▶ EXERCISE DIRECTIONS: Separate out the lines that hold "components".

▶ COLLECTED DATA:
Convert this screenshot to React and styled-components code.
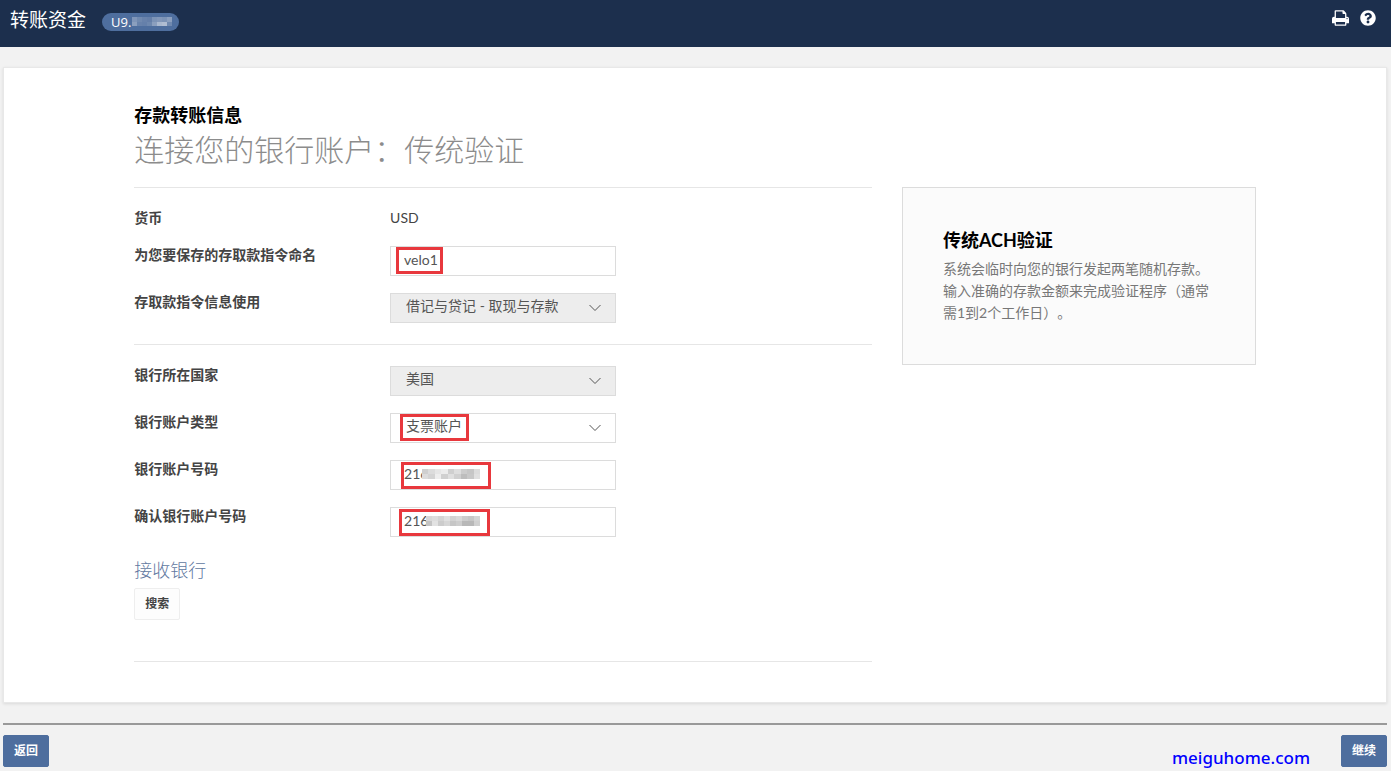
import React, { useState } from "react"
import styled, { createGlobalStyle } from "styled-components"
import { FaQuestionCircle } from "react-icons/fa"

const GlobalStyle = createGlobalStyle`
  * {
    box-sizing: border-box;
  }

  body {
    margin: 0;
    background: #f2f2f2;
    color: #444;
    font-family: Lato, "Noto Sans CJK SC", sans-serif;
    font-size: 14px;
    line-height: 20px;
    text-spacing-trim: space-all;
  }

  h1, h2, h3, p {
    margin: 0;
  }
`

const TopBar = styled.header`
  display: flex;
  align-items: flex-start;
  justify-content: space-between;
  height: 47px;
  padding: 8px 15px 0 10px;
  background: #1c2f4d;
  color: #fff;

  .flex {
    display: flex;
    align-items: center;
    gap: 16px;
  }
  h1 {
    font-size: 19px;
    line-height: 24px;
    font-weight: 400;
  }
`

const AccountPill = styled.span`
  position: relative;
  width: 77px;
  height: 18px;
  margin-top: 4px;
  padding-left: 9px;
  border-radius: 9px;
  background: #4e6e9e;
  font-family: "Open Sans", sans-serif;
  font-size: 13px;
  line-height: 18px;
`

const IconLinks = styled.nav`
  display: flex;
  gap: 11px;
  padding-top: 2px;

  a {
    display: flex;
    color: #fff;
  }
`

const Card = styled.main`
  margin: 20px 4px 0 3px;
  padding: 35px 0 40px;
  border: 1px solid #e8e8e8;
  background: #fff;
  box-shadow: 0 1px 3px rgba(0, 0, 0, 0.1);
`

const Container = styled.div`
  width: 83.3333%;
  margin: 0 auto;
  padding: 0 15px;
`

const Columns = styled.div`
  display: grid;
  grid-template-columns: repeat(12, 1fr);
  column-gap: 30px;
  align-items: start;
  margin-top: 16px;

  form {
    grid-column: span 8;
  }
  aside {
    grid-column: span 4;
  }
`

const Title = styled.h3`
  color: #000;
  font-size: 18px;
  line-height: 24px;
  font-weight: 700;
`

const Subtitle = styled.h2`
  color: #8c8c8c;
  font-size: 30px;
  line-height: 44px;
  font-weight: 300;
`

const Section = styled.div`
  display: grid;
  row-gap: 17px;
  padding: 21px 0;
  border-top: 1px solid #e6e6e6;
`

const Row = styled.div`
  display: grid;
  grid-template-columns: repeat(3, 1fr);
  column-gap: 30px;
  line-height: 18px;

  label, .label {
    font-weight: 700;
  }
`

const Field = styled.div`
  position: relative;
  height: ${props => (props.$plain ? "20px" : "30px")};

  svg.chevron {
    position: absolute;
    top: 11px;
    right: 15px;
    pointer-events: none;
  }
`

const control = `
  display: block;
  width: 100%;
  height: 30px;
  border: 1px solid #dcdcdc;
  border-radius: 0;
  color: #555;
  font-family: inherit;
  font-size: 14px;
  outline: none;
`

const TextInput = styled.input`
  ${control}
  padding: 0 13px 4px;
  background: #fff;
`

const Select = styled.select`
  ${control}
  appearance: none;
  padding: 0 30px 6px 15px;
  background: ${props => (props.disabled ? "#ededed" : "#fff")};
  opacity: 1;
`

const Mark = styled.span`
  position: absolute;
  top: ${props => props.$top}px;
  left: ${props => props.$left}px;
  width: ${props => props.$width}px;
  height: 27px;
  border: 3px solid #e8383d;
  pointer-events: none;
`

const MosaicBox = styled.svg`
  position: absolute;
  top: ${props => props.$top}px;
  left: ${props => props.$left}px;
  pointer-events: none;
`

const BankHeading = styled.h3`
  margin-bottom: 6px;
  color: #5f789f;
  font-size: 18px;
  line-height: 24px;
  font-weight: 300;
`

const BankBlock = styled.div`
  padding-bottom: 41px;
  border-bottom: 1px solid #e6e6e6;
`

const Button = styled.button`
  height: 32px;
  padding: 0 10px;
  border: 1px solid ${props => (props.$primary ? "#4e6e9e" : "#eee")};
  border-radius: 2px;
  background: ${props => (props.$primary ? "#4e6e9e" : "#fdfdfd")};
  color: ${props => (props.$primary ? "#fff" : "#444")};
  font-family: inherit;
  font-size: 12px;
  line-height: 20px;
  font-weight: 700;
`

const InfoBox = styled.aside`
  padding: 40px;
  border: 1px solid #dcdcdc;
  background: #fbfbfb;
  color: #777;

  p {
    margin-top: 6px;
    line-height: 22px;
  }
`

const Footer = styled.footer`
  display: flex;
  justify-content: space-between;
  margin: 20px 4px 0 3px;
  padding: 10px 0 4px;
  border-top: 2px solid #999;
`

const Watermark = styled.span`
  margin: 13px 31px 0 auto;
  color: #0000ff;
  font-family: "Noto Sans", sans-serif;
  font-size: 17px;
  line-height: 20px;
  font-weight: 500;
`

const Mosaic = ({ rows, width, height, top, left }) => {
  const w = width / rows[0].length
  const h = height / rows.length
  return (
    <MosaicBox $top={top} $left={left} width={width} height={height} shapeRendering="crispEdges" aria-hidden="true">
      {rows.map((row, y) =>
        row.map((fill, x) => (
          <rect key={`${x}-${y}`} x={x * w} y={y * h} width={w + 1} height={h + 1} fill={fill} />
        ))
      )}
    </MosaicBox>
  )
}

const pillRows = [
  ["#7f95b8", "#7089af", "#6882ab", "#657fa9", "#7c93b6", "#8297b9", "#7c93b6", "#8b9fbe"],
  ["#8b9fbe", "#6882ab", "#6580aa", "#6d87ae", "#8b9fbe", "#a9b8cf", "#b0bdd2", "#7089af"],
]

const numberRows = [
  ["#cfcfcf", "#dcdcdc", "#e6e6e6", "#ececec", "#cfcfcf", "#dedede", "#cccccc", "#c6c6c6", "#dcdcdc"],
  ["#dcdcdc", "#d4d4d4", "#eeeeee", "#d0d0d0", "#dfdfdf", "#d0d0d0", "#bdbdbd", "#c8c8c8", "#e0e0e0"],
]

const confirmRows = [
  ["#d8d8d8", "#dddddd", "#d4d4d4", "#e0e0e0", "#d2d2d2", "#d9d9d9", "#cccccc", "#c6c6c6", "#d4d4d4"],
  ["#c4c4c4", "#e2e2e2", "#cccccc", "#d6d6d6", "#c6c6c6", "#cdcdcd", "#b8b8b8", "#b8b8b8", "#d0d0d0"],
]

const Chevron = () => (
  <svg className="chevron" width="12" height="8" viewBox="0 0 12 8" fill="none" stroke="#555" aria-hidden="true">
    <path d="M0.5 1L6 6.5L11.5 1" />
  </svg>
)

const PrintIcon = () => (
  <svg width="17" height="16" viewBox="64 128 1664 1536" fill="currentColor" aria-hidden="true">
    <path d="M448 1536h896v-256h-896v256zM448 896h896v-384h-160q-40 0-68-28t-28-68v-160h-640v640zM1600 960q0-26-19-45t-45-19-45 19-19 45 19 45 45 19 45-19 19-45zM1728 960v416q0 13-9.5 22.5t-22.5 9.5h-224v160q0 40-28 68t-68 28h-960q-40 0-68-28t-28-68v-160h-224q-13 0-22.5-9.5t-9.5-22.5v-416q0-79 56.5-135.5t135.5-56.5h64v-544q0-40 28-68t68-28h672q40 0 88 20t76 48l152 152q28 28 48 76t20 88v256h64q79 0 135.5 56.5t56.5 135.5z" />
  </svg>
)

const App = () => {
  const [name, setName] = useState("velo1")
  const [account, setAccount] = useState("216")
  const [confirm, setConfirm] = useState("216")

  return (
    <>
      <GlobalStyle />
      <TopBar>
        <div className="flex">
          <h1>转账资金</h1>
          <AccountPill>
            U9.
            <Mosaic rows={pillRows} width={40} height={9} top={4} left={30} />
          </AccountPill>
        </div>
        <IconLinks>
          <a href="#print" aria-label="打印"><PrintIcon /></a>
          <a href="#help" aria-label="帮助"><FaQuestionCircle size={16} /></a>
        </IconLinks>
      </TopBar>
      <Card>
        <Container>
          <Title>存款转账信息</Title>
          <Subtitle>连接您的银行账户：传统验证</Subtitle>
          <Columns>
            <form onSubmit={e => e.preventDefault()}>
              <Section>
                <Row>
                  <span className="label">货币</span>
                  <Field $plain>USD</Field>
                </Row>
                <Row>
                  <label htmlFor="name">为您要保存的存取款指令命名</label>
                  <Field>
                    <TextInput id="name" value={name} onChange={e => setName(e.target.value)} />
                    <Mark $top={1} $left={6} $width={47} />
                  </Field>
                </Row>
                <Row>
                  <label htmlFor="usage">存取款指令信息使用</label>
                  <Field>
                    <Select id="usage" disabled>
                      <option>借记与贷记 - 取现与存款</option>
                    </Select>
                    <Chevron />
                  </Field>
                </Row>
              </Section>
              <Section>
                <Row>
                  <label htmlFor="country">银行所在国家</label>
                  <Field>
                    <Select id="country" disabled>
                      <option>美国</option>
                    </Select>
                    <Chevron />
                  </Field>
                </Row>
                <Row>
                  <label htmlFor="type">银行账户类型</label>
                  <Field>
                    <Select id="type">
                      <option>支票账户</option>
                    </Select>
                    <Chevron />
                    <Mark $top={1} $left={10} $width={69} />
                  </Field>
                </Row>
                <Row>
                  <label htmlFor="account">银行账户号码</label>
                  <Field>
                    <TextInput id="account" value={account} onChange={e => setAccount(e.target.value)} />
                    <Mosaic rows={numberRows} width={58} height={10} top={9} left={32} />
                    <Mark $top={2} $left={11} $width={90} />
                  </Field>
                </Row>
                <Row>
                  <label htmlFor="confirm">确认银行账户号码</label>
                  <Field>
                    <TextInput id="confirm" value={confirm} onChange={e => setConfirm(e.target.value)} />
                    <Mosaic rows={confirmRows} width={54} height={10} top={9} left={36} />
                    <Mark $top={2} $left={9} $width={91} />
                  </Field>
                </Row>
              </Section>
              <BankBlock>
                <BankHeading>接收银行</BankHeading>
                <Button type="button">搜索</Button>
              </BankBlock>
            </form>
            <InfoBox>
              <Title>传统ACH验证</Title>
              <p>系统会临时向您的银行发起两笔随机存款。输入准确的存款金额来完成验证程序（通常需1到2个工作日）。</p>
            </InfoBox>
          </Columns>
        </Container>
      </Card>
      <Footer>
        <Button type="button" $primary>返回</Button>
        <Watermark>meiguhome.com</Watermark>
        <Button type="button" $primary>继续</Button>
      </Footer>
    </>
  )
}

export default App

▶ ANSWER TO THIS PROBLEM:
Convert this screenshot to React and styled-components code.
import styled, { createGlobalStyle } from "styled-components"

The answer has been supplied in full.